I keep a seed of my freshmen night in college: I am sitting on the floor in the central lobby while the RA’s and RD’s act out the dorm rules in skits, talk about things like “everybody poops” and keeping the door ajar when the opposite sex is present, and then RD got serious. Looked out at all of us and said, “Gay doesn’t mean stupid. It doesn’t mean ugly or less than or bad. I have zero tolerance for Christians throwing around that word as an insult.” And it was the first time in a setting with my peers that I felt safe.

 

I have a seed that sings Song of Songs 2, the intimate, immortal lines of “arise my darling, my beautiful one, come away with me. See the Winter has past, the rains are over and gone, flowers appear over the earth, the season of singing has come.” Time and time again these words have been the wall that keeps the titanic darkness from crashing in. I cannot read them aloud without crying.

 

These are the things that keep the heart of my faith beating, thriving, defiant in an often inhospitable Christian climate. These seeds quiet the world. They  wash away the dirtied up God until I can finally see his eyes. Until I feel his safety.

 

And in this time of extreme conditions for the Christian community, these moments are becoming my makeshift sanctuary, set up way out here in the wilderness. A place where God and I can sit together, growing this faith one holy moment to the next.

 

what keeps your faith alive?

  • I wish I could take your hand right now, as an act of worship, and we could raise them to the God who loves as we are.

  • Olivia Faix

    Ben,
    Thank you for these beautiful words. Thank you for sharing how God has reached out to you during times of crisis. I want to drive out to Minnesota just to give you a hug. We could go out to the wilderness, away from all the voices like clanging symbols, and let Him remind us how beloved we are. We could sing songs of hope, like this one here. I hope you are well, friend.
    Hugs from your sister in Christ.

  • SurvivorGirl

    Dearest RR/Ben (but always RR to me!): When I first happened upon your blog, I’m pretty sure I read the story of God’s whispering this to you, and it made ALL the difference in my hanging in there with God AND with my son (in tandem). ALL THE DIFFERENCE. I’m so thankful that you’ve blogged about it again; my soul needed to see those words. 🙂

  • Carol Vinson

    I too have been holding onto those verses from Song of Songs. Such hope and beauty there… Again, your words move me. Thank you for showing beauty in the hard things.

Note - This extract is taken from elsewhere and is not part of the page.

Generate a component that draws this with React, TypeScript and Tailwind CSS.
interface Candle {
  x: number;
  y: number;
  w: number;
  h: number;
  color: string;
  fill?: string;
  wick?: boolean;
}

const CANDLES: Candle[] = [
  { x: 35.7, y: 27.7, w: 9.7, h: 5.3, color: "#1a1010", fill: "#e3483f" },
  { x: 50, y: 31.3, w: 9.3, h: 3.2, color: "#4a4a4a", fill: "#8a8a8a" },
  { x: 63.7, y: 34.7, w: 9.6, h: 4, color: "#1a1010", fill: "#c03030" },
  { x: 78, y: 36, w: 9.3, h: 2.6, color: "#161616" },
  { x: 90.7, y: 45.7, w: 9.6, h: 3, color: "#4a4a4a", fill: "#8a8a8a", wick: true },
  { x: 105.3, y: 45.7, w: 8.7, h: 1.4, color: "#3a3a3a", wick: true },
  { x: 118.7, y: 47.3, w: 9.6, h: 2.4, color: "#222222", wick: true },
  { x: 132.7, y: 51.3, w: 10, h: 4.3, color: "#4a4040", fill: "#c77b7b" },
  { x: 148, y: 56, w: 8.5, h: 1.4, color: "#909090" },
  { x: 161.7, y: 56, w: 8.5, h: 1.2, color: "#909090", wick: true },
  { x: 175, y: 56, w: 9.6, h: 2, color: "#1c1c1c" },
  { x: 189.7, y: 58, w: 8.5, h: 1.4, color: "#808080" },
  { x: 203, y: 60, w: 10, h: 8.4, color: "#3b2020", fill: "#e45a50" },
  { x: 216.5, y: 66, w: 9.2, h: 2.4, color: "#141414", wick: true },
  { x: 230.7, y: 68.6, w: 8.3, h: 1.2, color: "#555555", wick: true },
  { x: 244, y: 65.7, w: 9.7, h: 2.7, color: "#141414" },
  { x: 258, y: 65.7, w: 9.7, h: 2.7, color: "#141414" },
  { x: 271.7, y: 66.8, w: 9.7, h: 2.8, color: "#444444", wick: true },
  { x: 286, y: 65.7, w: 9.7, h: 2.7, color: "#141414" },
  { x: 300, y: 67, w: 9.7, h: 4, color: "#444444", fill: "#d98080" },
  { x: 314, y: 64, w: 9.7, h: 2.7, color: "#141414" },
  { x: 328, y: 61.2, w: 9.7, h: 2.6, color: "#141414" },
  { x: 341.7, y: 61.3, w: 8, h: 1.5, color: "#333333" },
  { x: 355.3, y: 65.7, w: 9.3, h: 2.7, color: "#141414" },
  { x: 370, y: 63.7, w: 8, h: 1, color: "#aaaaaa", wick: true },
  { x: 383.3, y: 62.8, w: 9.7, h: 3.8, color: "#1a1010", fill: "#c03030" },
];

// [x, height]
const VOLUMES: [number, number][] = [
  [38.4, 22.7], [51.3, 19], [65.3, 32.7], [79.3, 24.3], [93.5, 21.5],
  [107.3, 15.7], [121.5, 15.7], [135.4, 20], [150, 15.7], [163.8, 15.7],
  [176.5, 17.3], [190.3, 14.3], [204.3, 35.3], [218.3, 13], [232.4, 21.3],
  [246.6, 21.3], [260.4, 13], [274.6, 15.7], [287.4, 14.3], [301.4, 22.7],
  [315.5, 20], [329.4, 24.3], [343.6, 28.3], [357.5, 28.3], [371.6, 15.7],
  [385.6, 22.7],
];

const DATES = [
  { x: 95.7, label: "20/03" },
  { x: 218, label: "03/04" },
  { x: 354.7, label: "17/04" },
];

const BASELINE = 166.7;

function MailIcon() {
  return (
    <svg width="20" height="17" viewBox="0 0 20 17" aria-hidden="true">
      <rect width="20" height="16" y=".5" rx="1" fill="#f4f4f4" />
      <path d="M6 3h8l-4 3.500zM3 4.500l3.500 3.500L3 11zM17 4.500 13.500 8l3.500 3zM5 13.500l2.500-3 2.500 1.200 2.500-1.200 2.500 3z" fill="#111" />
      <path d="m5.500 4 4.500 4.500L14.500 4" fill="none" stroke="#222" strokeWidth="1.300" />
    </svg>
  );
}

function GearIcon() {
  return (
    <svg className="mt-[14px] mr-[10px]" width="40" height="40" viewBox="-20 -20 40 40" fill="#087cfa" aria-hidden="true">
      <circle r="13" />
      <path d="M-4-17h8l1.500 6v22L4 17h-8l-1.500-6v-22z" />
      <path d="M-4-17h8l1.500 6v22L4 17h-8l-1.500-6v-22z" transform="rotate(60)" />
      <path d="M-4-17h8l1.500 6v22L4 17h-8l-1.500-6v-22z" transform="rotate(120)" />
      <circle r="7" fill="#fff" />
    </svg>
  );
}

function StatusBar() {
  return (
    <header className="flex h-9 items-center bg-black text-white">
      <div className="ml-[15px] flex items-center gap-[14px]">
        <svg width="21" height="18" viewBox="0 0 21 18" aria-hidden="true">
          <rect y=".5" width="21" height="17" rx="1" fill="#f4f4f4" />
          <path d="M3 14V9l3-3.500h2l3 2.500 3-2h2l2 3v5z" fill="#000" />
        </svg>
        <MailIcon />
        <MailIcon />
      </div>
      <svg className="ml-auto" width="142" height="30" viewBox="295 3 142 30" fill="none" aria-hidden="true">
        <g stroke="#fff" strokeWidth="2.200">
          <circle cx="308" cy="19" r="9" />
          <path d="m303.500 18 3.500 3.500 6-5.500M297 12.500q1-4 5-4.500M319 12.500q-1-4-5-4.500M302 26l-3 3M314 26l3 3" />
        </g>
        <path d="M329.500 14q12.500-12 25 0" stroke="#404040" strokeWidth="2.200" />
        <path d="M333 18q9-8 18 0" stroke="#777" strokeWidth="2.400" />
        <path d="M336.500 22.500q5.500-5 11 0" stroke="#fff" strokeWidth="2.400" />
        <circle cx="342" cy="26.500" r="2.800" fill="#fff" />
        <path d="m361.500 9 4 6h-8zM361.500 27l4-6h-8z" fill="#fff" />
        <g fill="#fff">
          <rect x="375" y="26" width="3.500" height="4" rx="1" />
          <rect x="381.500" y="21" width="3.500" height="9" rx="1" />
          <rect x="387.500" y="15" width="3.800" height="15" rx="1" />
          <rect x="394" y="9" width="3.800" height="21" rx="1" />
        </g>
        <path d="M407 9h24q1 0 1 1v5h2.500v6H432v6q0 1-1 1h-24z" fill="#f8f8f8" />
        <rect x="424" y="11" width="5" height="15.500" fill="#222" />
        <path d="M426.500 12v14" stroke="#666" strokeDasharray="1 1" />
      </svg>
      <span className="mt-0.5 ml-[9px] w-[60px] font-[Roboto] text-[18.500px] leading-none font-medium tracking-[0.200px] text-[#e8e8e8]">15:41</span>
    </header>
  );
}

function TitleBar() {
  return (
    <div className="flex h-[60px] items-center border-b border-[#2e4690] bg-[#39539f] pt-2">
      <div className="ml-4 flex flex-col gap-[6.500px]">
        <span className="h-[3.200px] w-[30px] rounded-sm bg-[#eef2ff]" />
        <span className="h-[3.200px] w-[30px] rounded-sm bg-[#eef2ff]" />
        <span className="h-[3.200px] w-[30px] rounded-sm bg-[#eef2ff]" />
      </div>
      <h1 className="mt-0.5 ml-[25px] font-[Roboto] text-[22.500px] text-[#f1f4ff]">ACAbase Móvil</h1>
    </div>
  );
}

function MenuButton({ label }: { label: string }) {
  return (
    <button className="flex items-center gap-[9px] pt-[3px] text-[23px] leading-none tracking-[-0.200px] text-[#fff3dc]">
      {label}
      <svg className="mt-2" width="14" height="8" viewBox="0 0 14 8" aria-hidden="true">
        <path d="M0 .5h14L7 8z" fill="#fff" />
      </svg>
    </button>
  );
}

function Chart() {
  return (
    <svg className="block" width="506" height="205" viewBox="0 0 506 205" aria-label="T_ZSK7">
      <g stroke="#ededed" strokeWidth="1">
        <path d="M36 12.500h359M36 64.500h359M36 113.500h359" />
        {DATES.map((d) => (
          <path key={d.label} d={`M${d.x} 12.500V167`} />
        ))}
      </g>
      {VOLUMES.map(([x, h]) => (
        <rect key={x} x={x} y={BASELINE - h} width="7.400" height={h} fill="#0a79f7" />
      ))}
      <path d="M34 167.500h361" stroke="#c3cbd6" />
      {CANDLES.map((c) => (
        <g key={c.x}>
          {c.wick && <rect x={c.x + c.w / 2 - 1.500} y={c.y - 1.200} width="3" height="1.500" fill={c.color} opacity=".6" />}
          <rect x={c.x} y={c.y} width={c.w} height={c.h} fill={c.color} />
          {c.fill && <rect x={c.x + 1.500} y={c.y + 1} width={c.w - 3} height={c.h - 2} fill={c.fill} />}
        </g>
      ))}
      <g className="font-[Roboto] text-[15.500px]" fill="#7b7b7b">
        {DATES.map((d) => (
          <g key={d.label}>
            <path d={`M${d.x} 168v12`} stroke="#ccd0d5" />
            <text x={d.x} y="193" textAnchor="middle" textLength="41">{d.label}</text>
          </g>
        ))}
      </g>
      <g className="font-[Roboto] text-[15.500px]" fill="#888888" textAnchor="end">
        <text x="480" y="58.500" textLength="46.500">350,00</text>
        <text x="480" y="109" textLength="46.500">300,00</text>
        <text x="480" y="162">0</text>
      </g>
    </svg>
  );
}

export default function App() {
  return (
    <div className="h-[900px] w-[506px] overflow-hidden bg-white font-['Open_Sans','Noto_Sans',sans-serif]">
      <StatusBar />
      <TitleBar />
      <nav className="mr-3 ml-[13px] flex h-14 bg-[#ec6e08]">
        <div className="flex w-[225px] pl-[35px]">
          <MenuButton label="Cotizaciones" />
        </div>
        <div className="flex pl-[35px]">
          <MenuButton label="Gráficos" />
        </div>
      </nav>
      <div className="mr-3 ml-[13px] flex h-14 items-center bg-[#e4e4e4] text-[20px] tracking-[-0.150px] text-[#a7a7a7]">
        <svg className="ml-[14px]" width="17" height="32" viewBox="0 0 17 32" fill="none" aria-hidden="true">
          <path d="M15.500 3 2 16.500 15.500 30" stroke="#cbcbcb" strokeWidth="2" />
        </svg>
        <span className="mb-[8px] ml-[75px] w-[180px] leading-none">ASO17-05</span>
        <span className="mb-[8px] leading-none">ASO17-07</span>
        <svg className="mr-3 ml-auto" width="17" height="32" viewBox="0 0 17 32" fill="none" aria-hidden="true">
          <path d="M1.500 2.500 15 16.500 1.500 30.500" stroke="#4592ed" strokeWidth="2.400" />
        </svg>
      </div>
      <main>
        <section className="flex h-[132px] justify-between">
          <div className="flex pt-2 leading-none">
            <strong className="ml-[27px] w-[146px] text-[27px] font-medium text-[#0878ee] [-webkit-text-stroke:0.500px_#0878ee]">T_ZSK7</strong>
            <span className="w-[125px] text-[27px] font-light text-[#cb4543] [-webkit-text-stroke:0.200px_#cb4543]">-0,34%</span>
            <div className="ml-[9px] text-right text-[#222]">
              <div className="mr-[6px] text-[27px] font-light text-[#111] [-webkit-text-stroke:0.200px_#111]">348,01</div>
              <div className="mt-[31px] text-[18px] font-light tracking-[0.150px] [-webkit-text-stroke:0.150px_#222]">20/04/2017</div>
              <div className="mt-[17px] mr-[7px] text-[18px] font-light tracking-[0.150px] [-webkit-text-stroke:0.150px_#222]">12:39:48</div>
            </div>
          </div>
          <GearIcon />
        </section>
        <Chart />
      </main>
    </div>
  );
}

  • “God from the- twenty years in the making- stone cold statue of anger peering down on me. I was trying to remake him. Trying to really see Him.”

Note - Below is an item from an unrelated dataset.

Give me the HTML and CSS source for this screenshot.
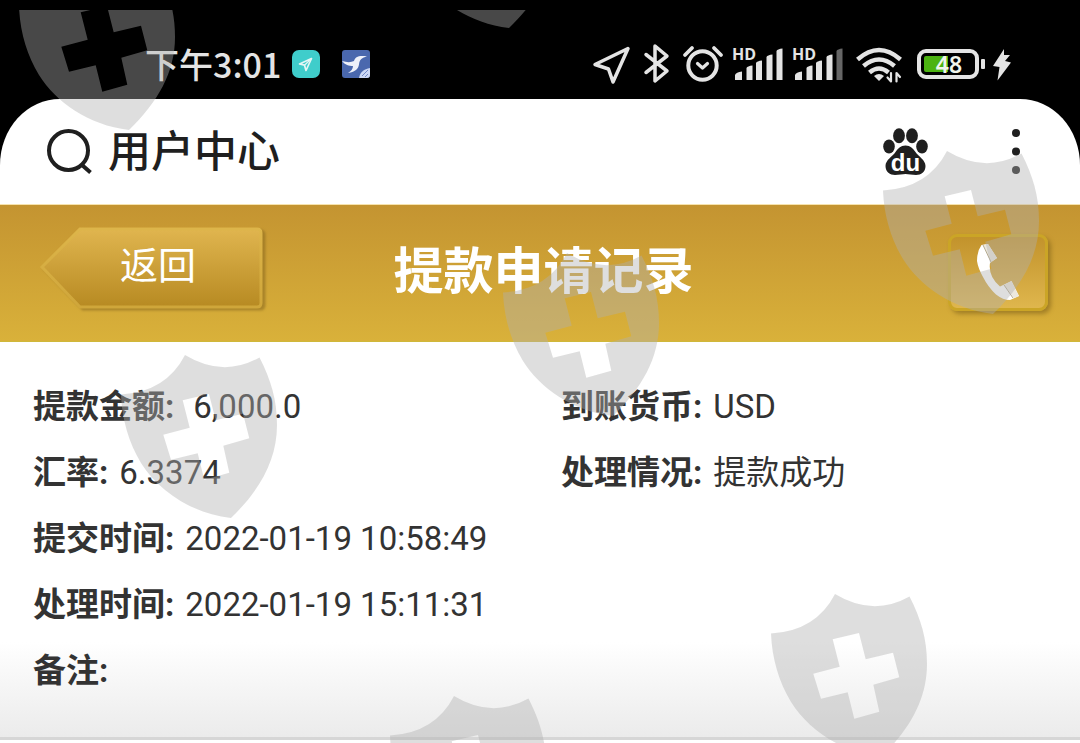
FILE: index.html
```html
<!DOCTYPE html>
<html lang="zh-CN">
<head>
<meta charset="utf-8">
<meta name="viewport" content="width=device-width, initial-scale=1">
<title>用户中心</title>
<link rel="stylesheet" href="styles.css">
</head>
<body>
<div class="status-bar">
  <div class="status-left">
    <span class="clock">下午3:01</span>
    <svg class="app-icon" width="28" height="28" viewBox="0 0 28 28" aria-hidden="true">
      <rect width="28" height="28" rx="7" fill="#3fcdcb"/>
      <path d="M19.500 8.500L7.500 14l5 1.200L14 20.500z" fill="none" stroke="#e4f6f5" stroke-width="1.700" stroke-linejoin="round"/>
      <path d="M19.500 8.500l-7 6.700" stroke="#e4f6f5" stroke-width="1.200"/>
    </svg>
    <svg class="app-icon app-icon-bird" width="28" height="28" viewBox="0 0 28 28" aria-hidden="true">
      <rect width="28" height="28" rx="3" fill="#4a68ae"/>
      <path d="M0 11c5 1.500 9 1.500 12 0 1-4 5-6 13-4.500-5 1-7.500 3-8 8C16.500 18 14 22 6 23c3-2 5-4 5-7-4 0-8-1-11-5z" fill="#eef1fa"/>
      <path d="M28 18v7a3 3 0 0 1-3 3h-8c1-6 5-9 11-10z" fill="#ccd8f5"/>
      <path d="M20 26l6-6M23 27l3-3" stroke="#7289c8" stroke-width="1"/>
    </svg>
  </div>
  <div class="status-right">
    <svg width="390" height="42" viewBox="590 43 390 42" fill="none" stroke="#e4e4e4" stroke-width="3.500" stroke-linejoin="round" stroke-linecap="round" role="img" aria-label="手机状态">
      <path d="M628 48.500L595 64.500l13.500 4.500L613 82z"/>
      <path d="M646 54.500L667 71l-12 10V46l12 10-21 16.500"/>
      <circle cx="702.500" cy="65.500" r="14.200" stroke-width="4"/>
      <path d="M697.500 63.500l5 4.500 5-4.500" stroke-width="3.200"/>
      <path d="M685 55l7-7M721 55l-7-7" stroke-width="3.800"/>
      <g fill="#e4e4e4" stroke="none">
        <text class="hd" x="732" y="60">HD</text>
        <path d="M735 80v-5q1-3 7-3.500V80zM746.500 80V68q1-2 6-2.500V80z"/>
        <path d="M756 80V63q1-2 6-2.500V80zM766.500 80V57q1-2 6-2.500V80zM776.500 80V51q1-2 6-2.500V80z"/>
        <text class="hd" x="792" y="60">HD</text>
        <path d="M795 80v-5q1-3 7-3.500V80zM806.500 80V68q1-2 6-2.500V80z"/>
        <path d="M816 80V63q1-2 6-2.500V80zM826.500 80V57q1-2 6-2.500V80z"/>
        <path d="M836.500 80V51q1-2 6-2.500V80z" fill="#666"/>
      </g>
      <g stroke-width="4.500" stroke-linecap="butt">
        <path d="M857.500 59.500q21.500-19 43 0"/>
        <path d="M863.500 66q15.500-13 31 0"/>
        <path d="M869.500 72.500q9.500-8 19 0"/>
      </g>
      <path d="M874 76q5-4 10 0l-5 5z" fill="#e4e4e4" stroke="none"/>
      <path d="M891 73v8.500l-3.500-4M896.500 81.500V73l3.500 4" stroke-width="2.200"/>
      <rect x="919" y="51" width="58" height="26" rx="7" stroke-width="4"/>
      <path d="M926 56h22v16h-22q-2 0-2-2V58q0-2 2-2z" fill="#4cb312" stroke="none"/>
      <text class="battery" x="949" y="73" text-anchor="middle" fill="#f0f5ec" stroke="none">48</text>
    </svg>
    <svg width="32" height="42" viewBox="980 43 32 42" aria-hidden="true">
      <rect x="981" y="59" width="4" height="10" rx="1" fill="#e4e4e4"/>
      <path d="M1004 49l-11 17 6.500 1-2 13.500L1011 62.500l-6-1.500 5-6h-6z" fill="#e4e4e4"/>
    </svg>
  </div>
</div>

<div class="browser-wrap">
  <header class="browser-bar">
    <div class="page-name">
      <svg width="46" height="46" viewBox="0 0 46 46" fill="none" stroke="#1f1f1f" stroke-width="4" aria-hidden="true">
        <circle cx="21.500" cy="21.500" r="19.500"/>
        <path d="M35 36l8.500 7.500"/>
      </svg>
      <span class="page-text">用户中心</span>
    </div>
    <div class="browser-actions">
      <button class="icon-button" type="button" aria-label="百度">
        <svg width="46" height="48" viewBox="0 0 46 48" fill="#1f1f1f">
          <ellipse cx="16" cy="7.800" rx="5.900" ry="7.500"/>
          <ellipse cx="29" cy="7.800" rx="5.900" ry="7.500"/>
          <ellipse cx="6" cy="18.500" rx="5.800" ry="7"/>
          <ellipse cx="39" cy="18.500" rx="5.800" ry="7"/>
          <path d="M22.500 17.500c5 0 7.500 3 10 6.500 3 4.500 10 8 10 14 0 6-4.500 9-9.500 9-4 0-7.500-1-10.500-1s-6.500 1-10.500 1c-5 0-9.500-3-9.500-9 0-6 7-9.500 10-14 2.500-3.500 5-6.500 10-6.500z"/>
          <text class="du" x="22.500" y="43" text-anchor="middle" fill="#fff">du</text>
        </svg>
      </button>
      <button class="icon-button" type="button" aria-label="更多">
        <svg width="10" height="48" viewBox="0 0 10 48" fill="#1f1f1f">
          <circle cx="5" cy="5" r="4"/><circle cx="5" cy="23.500" r="4"/><circle cx="5" cy="42" r="4"/>
        </svg>
      </button>
    </div>
  </header>
</div>

<div class="title-bar">
  <button class="back-button" type="button">
    <svg class="back-shape" width="232" height="92" viewBox="0 0 232 92" aria-hidden="true">
      <defs>
        <linearGradient id="gold" x1="0" y1="0" x2="0" y2="1">
          <stop offset="0" stop-color="#e0b54f"/><stop offset="1" stop-color="#b78a22"/>
        </linearGradient>
        <linearGradient id="edge" x1="0" y1="0" x2="0" y2="1">
          <stop offset="0" stop-color="#ddb54a"/><stop offset="1" stop-color="#cfa63a"/>
        </linearGradient>
      </defs>
      <path class="back-face" d="M3 42L41 4h177q4 0 4 4v70q0 4-4 4H41z" fill="url(#gold)" stroke="url(#edge)" stroke-width="3"/>
    </svg>
    <span class="back-label">返回</span>
  </button>
  <h1>提款申请记录</h1>
  <button class="phone-button" type="button" aria-label="电话">
    <svg width="46" height="60" viewBox="0 -1 46 60">
      <path d="M6.500 1L13 0 22 14 15 19Q13 32 25 42.500L36.500 37 44 52 35 56Q28 56 21 50.500 13 43 8 33 3 24 2 17 2 7 6.500 1z" fill="#fff"/>
      <path d="M8 1l5-1 9 14-6 4zM29 41l7.500-4L44 52l-5 2z" fill="#ece8dd"/>
      <path d="M8 1l8 17M29 41l9 13" stroke="#b3a98f" stroke-width="1"/>
    </svg>
  </button>
</div>

<main class="record">
  <dl class="fields">
    <div class="field"><dt>提款金额:</dt><dd class="amount">6,000.0</dd></div>
    <div class="field"><dt>到账货币:</dt><dd>USD</dd></div>
    <div class="field"><dt>汇率:</dt><dd>6.3374</dd></div>
    <div class="field"><dt>处理情况:</dt><dd>提款成功</dd></div>
    <div class="field wide"><dt>提交时间:</dt><dd>2022-01-19 10:58:49</dd></div>
    <div class="field wide"><dt>处理时间:</dt><dd>2022-01-19 15:11:31</dd></div>
    <div class="field wide"><dt>备注:</dt><dd></dd></div>
  </dl>
</main>

<svg class="watermark" aria-hidden="true">
  <defs>
    <path id="shield" fill-rule="evenodd" d="M0 0Q38 23 74.500 2.500C86 25 92 45 92 70C92 105 75 135 46 163C5 158-27 135-44 108C-56 88-63 65-64 39.500Q-19 37 0 0zM-2.300 45.300L24 39l6.700 26.300L58 58.700l6.300 24.600-26 7.400 6 27-25 7-6.600-26.400L-14 104.700l-7.700-25 26.400-7z"/>
    <clipPath id="below-edge"><rect y="10" width="100%" height="100%"/></clipPath>
  </defs>
  <g clip-path="url(#below-edge)">
    <use href="#shield" x="83" y="-33"/>
    <use href="#shield" x="463" y="-135"/>
    <use href="#shield" x="947" y="151"/>
    <use href="#shield" x="185" y="355"/>
    <use href="#shield" x="567" y="253"/>
    <use href="#shield" x="835" y="594"/>
    <use href="#shield" x="454" y="696"/>
  </g>
</svg>
</body>
</html>
```
FILE: styles.css
```css
* {
  box-sizing: border-box;
}

body {
  position: relative;
  margin: 0;
  min-height: 100vh;
  overflow: hidden;
  background: #fff;
  color: #333;
  font-family: Roboto, "Noto Sans CJK SC", sans-serif;
}

button {
  padding: 0;
  border: 0;
  background: none;
  font: inherit;
}

svg {
  display: block;
  flex: none;
}

.status-bar {
  display: flex;
  justify-content: space-between;
  height: 99px;
  padding: 43px 68px 0 145px;
  background: #000;
  color: #e4e4e4;
}

.status-left,
.status-right {
  display: flex;
  align-items: center;
  height: 42px;
}

.clock {
  font: 500 34px/42px "Noto Sans CJK SC", sans-serif;
}

.app-icon {
  margin-left: 11px;
}

.app-icon-bird {
  margin-left: 22px;
}

.hd {
  font: 700 16px "Open Sans", sans-serif;
}

.battery {
  font: 600 23px "Noto Sans", sans-serif;
}

.browser-wrap {
  background: #000;
}

.browser-bar {
  display: flex;
  align-items: center;
  justify-content: space-between;
  height: 106px;
  padding: 0 59px 0 47px;
  border-bottom: 1px solid #f6e3ad;
  border-radius: 60px 60px 0 0 / 66px 66px 0 0;
  background: #fff;
  color: #1f1f1f;
}

.page-name {
  display: flex;
  align-items: center;
  gap: 15px;
}

.page-text {
  padding-bottom: 8px;
  font: 500 43px/64px "Noto Sans CJK SC", sans-serif;
}

.browser-actions {
  display: flex;
  align-items: center;
  gap: 82px;
}

.du {
  font: 700 24px "Liberation Sans", sans-serif;
}

.title-bar {
  display: grid;
  grid-template-columns: 1fr auto 1fr;
  align-items: start;
  height: 137px;
  padding: 20px 32px 0 39px;
  border-bottom: 1px solid #cfb83a;
  background: linear-gradient(#c49431, #d9b13a);
}

.title-bar h1 {
  margin: 0;
  color: #fff;
  font: 700 50px/84px "Noto Sans CJK SC", sans-serif;
}

.back-button {
  display: grid;
  justify-self: start;
}

.back-shape,
.back-label {
  grid-area: 1 / 1;
}

.back-face {
  filter: drop-shadow(3px 2px 1px #8d6c1f99);
}

.back-label {
  padding-left: 6px;
  color: #fff;
  font: 400 38px/76px "Noto Sans CJK SC", sans-serif;
}

.phone-button {
  display: grid;
  place-items: center;
  justify-self: end;
  width: 100px;
  height: 77px;
  margin-top: 9px;
  border: 3px solid #cba526;
  border-radius: 9px;
  background: linear-gradient(#c2932c, #dfb64d);
  box-shadow: 3px 3px 4px #8d6c1fb0;
}

.record {
  height: 398px;
  padding: 32px 33px 0;
  border-bottom: 3px solid #d6d6d6;
  background: linear-gradient(#fff 300px, #ebebeb);
}

.fields {
  display: grid;
  grid-template-columns: 1fr 1fr;
  column-gap: 42px;
  margin: 0;
  font-size: 33px;
  line-height: 66px;
}

.field {
  display: flex;
  gap: 11px;
}

.wide {
  grid-column: 1 / -1;
}

dt {
  font-weight: 700;
}

dd {
  margin: 0;
}

.amount {
  padding-left: 8px;
}

.watermark {
  position: absolute;
  inset: 0;
  width: 100%;
  height: 100%;
  fill: #b0b0b0;
  opacity: 0.41;
  pointer-events: none;
}
```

    These words friend. These are beautiful. Walking with you through this place.

  • timblok

    This reminded me of one of my favorite Christmas carols, Elizabeth Poston’s “Jesus Christ The Apple Tree” (http://youtu.be/iPJBFYuUWvY). The last verse especially: “His fruit doth make my soul to thrive / It keeps my dying faith alive.” Thank you for writing this – sometimes it feels like I’ve only got a few seeds at my disposal, and it’s good to think back on those moments when my confusion fell away.

  • Greta

    As one who tries to humbly follow Christ, it can be a challenge to separate the one I love from those who also follow Him. Christ is a message of love and those who spew hatred “in the name of Christ” must practice the art of holding up a mirror before casting stones. It saddens me that their voice is often louder and stronger than the voice of truth. Love is love, no matter the shade. When I take time to self reflect I quickly realize all that needs to be worked on from within first. It’s then that tiny little seed of faith can take in good soil. When we hear the voice of the Almighty speaking in the still of quiet. Thank you for your honesty, your seed is blooming and moving mountains! I so appreciate your voice!

  • Aidan Bird

    This is beautiful and heart-warming.

    There’s been so many times where I would walk outside and walk in the forest near where I lived (or was living at that time) or walked by a lake and just pore out my soul to God, hoping desperately for an answer. Hoping that God is different from the hatred I so often see in those that claim to follow God. My faith is tenuous to the point of fracturing, and I can no longer say with confidence that I do believe. Because in all actuality, a part of me has nearly given up. I’m tired of the fight. People are too eager to go to battle, to fight until no one but them is left standing, and so many are hurt and cast aside because of it. If I stand up I will be beaten down with stones until I just don’t have the energy to stand anymore.

    This reminds me of Firefly. Don’t know if you’ve seen it, but there’s a quote that stuck with me and helped remind me of how important it is to have a community. It’s in an episode where they find an old friend, Tracy was his name, from the war, and the kid recites something Captain Mal and Zoey had said to him many times: “When you can’t run, you crawl. And when you can’t crawl, when you can’t do that, you find someone to carry you.” And it’s so true. Sometimes in life you reach a point where you can’t run anymore, then you can’t walk anymore, and so you just start to crawl forward, trying hard to just keep going with what little to have, and then, sometimes, there reaches a point where you just can’t even do that. My Christian friend always tells me that God will provide, and I don’t know about that anymore. I just know that when you’re at your lowest point, when your suffering is at your greatest, that’s when you discover your real friends. The loyal ones that actually care. Those are the people who are willing to help carry you until you can walk again, and that’s the person I try to be when I’m in a place where I can stand on my own. Sadly, in my life, the majority of those people weren’t Christians.

    So when I read your words it gives me hope and it gives me an important reminder. Hope that maybe God isn’t like those Christians that spend more time condemning with hatred and anger then they do reaching out with love. And a reminder that there is Christians out there like you. People who try to live a life of love, and are willing to help carry those who can’t crawl anymore. Thank you for that.